--- begin ---
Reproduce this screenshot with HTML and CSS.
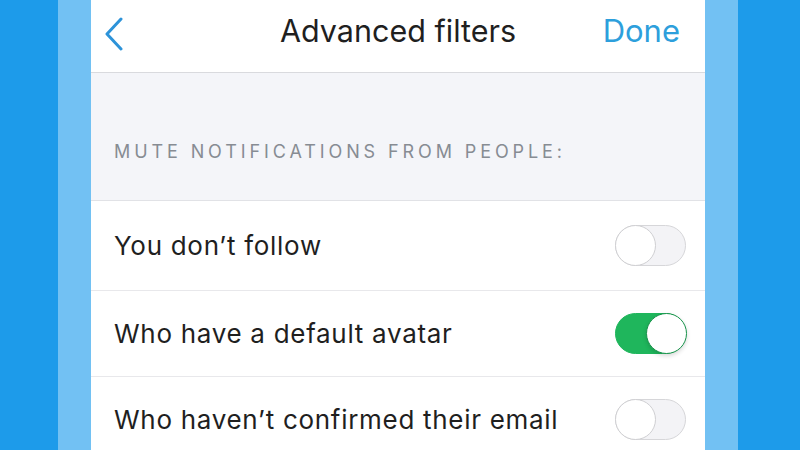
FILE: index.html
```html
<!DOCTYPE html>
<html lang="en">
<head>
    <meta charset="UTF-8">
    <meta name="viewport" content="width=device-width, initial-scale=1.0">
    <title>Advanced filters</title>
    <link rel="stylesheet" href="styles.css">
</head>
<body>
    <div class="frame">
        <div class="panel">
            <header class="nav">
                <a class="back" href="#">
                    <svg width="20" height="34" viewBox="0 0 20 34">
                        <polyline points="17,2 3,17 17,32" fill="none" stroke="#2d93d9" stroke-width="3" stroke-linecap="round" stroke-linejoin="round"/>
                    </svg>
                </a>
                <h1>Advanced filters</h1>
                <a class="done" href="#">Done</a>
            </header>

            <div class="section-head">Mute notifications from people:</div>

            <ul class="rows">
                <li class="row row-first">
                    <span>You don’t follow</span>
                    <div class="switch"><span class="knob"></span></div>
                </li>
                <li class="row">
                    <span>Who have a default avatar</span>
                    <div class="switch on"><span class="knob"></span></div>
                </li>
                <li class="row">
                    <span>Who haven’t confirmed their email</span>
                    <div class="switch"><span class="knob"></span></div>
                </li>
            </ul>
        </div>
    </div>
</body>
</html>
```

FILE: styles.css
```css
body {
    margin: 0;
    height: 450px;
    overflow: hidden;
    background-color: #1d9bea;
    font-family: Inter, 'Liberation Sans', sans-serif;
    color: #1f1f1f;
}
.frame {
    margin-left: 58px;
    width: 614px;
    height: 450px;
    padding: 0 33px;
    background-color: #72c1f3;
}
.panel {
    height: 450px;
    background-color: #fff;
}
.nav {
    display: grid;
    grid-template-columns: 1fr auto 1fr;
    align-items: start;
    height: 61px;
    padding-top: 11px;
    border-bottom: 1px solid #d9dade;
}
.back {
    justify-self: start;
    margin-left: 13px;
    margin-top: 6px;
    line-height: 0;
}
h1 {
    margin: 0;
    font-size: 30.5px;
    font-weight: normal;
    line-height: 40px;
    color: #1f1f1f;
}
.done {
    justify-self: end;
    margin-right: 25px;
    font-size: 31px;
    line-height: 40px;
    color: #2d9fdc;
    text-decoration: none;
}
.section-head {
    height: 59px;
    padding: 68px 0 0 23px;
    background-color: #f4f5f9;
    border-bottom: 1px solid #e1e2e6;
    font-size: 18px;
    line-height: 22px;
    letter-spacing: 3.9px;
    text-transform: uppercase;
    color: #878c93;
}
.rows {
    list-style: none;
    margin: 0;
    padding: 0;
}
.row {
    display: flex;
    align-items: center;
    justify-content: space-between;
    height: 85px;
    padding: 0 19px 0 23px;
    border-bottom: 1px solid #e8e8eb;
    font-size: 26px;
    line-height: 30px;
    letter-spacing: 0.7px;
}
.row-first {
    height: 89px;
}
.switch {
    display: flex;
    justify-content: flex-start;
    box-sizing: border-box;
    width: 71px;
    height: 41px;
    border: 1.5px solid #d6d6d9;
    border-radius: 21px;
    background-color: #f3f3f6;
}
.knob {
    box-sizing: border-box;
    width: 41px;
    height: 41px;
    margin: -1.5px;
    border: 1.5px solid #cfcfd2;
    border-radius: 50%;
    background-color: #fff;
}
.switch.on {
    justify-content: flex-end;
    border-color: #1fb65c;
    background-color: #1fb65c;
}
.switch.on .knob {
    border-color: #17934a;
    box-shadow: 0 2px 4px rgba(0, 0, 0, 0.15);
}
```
--- end ---
Leave out the pictures and print every line of the data exactly.

* [OUTPUT]:
Reproduce this screenshot with HTML and CSS.
FILE: index.html
```html
<!DOCTYPE html>
<html lang="en">
<head>
    <meta charset="UTF-8">
    <meta name="viewport" content="width=device-width, initial-scale=1.0">
    <title>Advanced filters</title>
    <link rel="stylesheet" href="styles.css">
</head>
<body>
    <div class="frame">
        <div class="panel">
            <header class="nav">
                <a class="back" href="#">
                    <svg width="20" height="34" viewBox="0 0 20 34">
                        <polyline points="17,2 3,17 17,32" fill="none" stroke="#2d93d9" stroke-width="3" stroke-linecap="round" stroke-linejoin="round"/>
                    </svg>
                </a>
                <h1>Advanced filters</h1>
                <a class="done" href="#">Done</a>
            </header>

            <div class="section-head">Mute notifications from people:</div>

            <ul class="rows">
                <li class="row row-first">
                    <span>You don’t follow</span>
                    <div class="switch"><span class="knob"></span></div>
                </li>
                <li class="row">
                    <span>Who have a default avatar</span>
                    <div class="switch on"><span class="knob"></span></div>
                </li>
                <li class="row">
                    <span>Who haven’t confirmed their email</span>
                    <div class="switch"><span class="knob"></span></div>
                </li>
            </ul>
        </div>
    </div>
</body>
</html>
```

FILE: styles.css
```css
body {
    margin: 0;
    height: 450px;
    overflow: hidden;
    background-color: #1d9bea;
    font-family: Inter, 'Liberation Sans', sans-serif;
    color: #1f1f1f;
}
.frame {
    margin-left: 58px;
    width: 614px;
    height: 450px;
    padding: 0 33px;
    background-color: #72c1f3;
}
.panel {
    height: 450px;
    background-color: #fff;
}
.nav {
    display: grid;
    grid-template-columns: 1fr auto 1fr;
    align-items: start;
    height: 61px;
    padding-top: 11px;
    border-bottom: 1px solid #d9dade;
}
.back {
    justify-self: start;
    margin-left: 13px;
    margin-top: 6px;
    line-height: 0;
}
h1 {
    margin: 0;
    font-size: 30.5px;
    font-weight: normal;
    line-height: 40px;
    color: #1f1f1f;
}
.done {
    justify-self: end;
    margin-right: 25px;
    font-size: 31px;
    line-height: 40px;
    color: #2d9fdc;
    text-decoration: none;
}
.section-head {
    height: 59px;
    padding: 68px 0 0 23px;
    background-color: #f4f5f9;
    border-bottom: 1px solid #e1e2e6;
    font-size: 18px;
    line-height: 22px;
    letter-spacing: 3.9px;
    text-transform: uppercase;
    color: #878c93;
}
.rows {
    list-style: none;
    margin: 0;
    padding: 0;
}
.row {
    display: flex;
    align-items: center;
    justify-content: space-between;
    height: 85px;
    padding: 0 19px 0 23px;
    border-bottom: 1px solid #e8e8eb;
    font-size: 26px;
    line-height: 30px;
    letter-spacing: 0.7px;
}
.row-first {
    height: 89px;
}
.switch {
    display: flex;
    justify-content: flex-start;
    box-sizing: border-box;
    width: 71px;
    height: 41px;
    border: 1.5px solid #d6d6d9;
    border-radius: 21px;
    background-color: #f3f3f6;
}
.knob {
    box-sizing: border-box;
    width: 41px;
    height: 41px;
    margin: -1.5px;
    border: 1.5px solid #cfcfd2;
    border-radius: 50%;
    background-color: #fff;
}
.switch.on {
    justify-content: flex-end;
    border-color: #1fb65c;
    background-color: #1fb65c;
}
.switch.on .knob {
    border-color: #17934a;
    box-shadow: 0 2px 4px rgba(0, 0, 0, 0.15);
}
```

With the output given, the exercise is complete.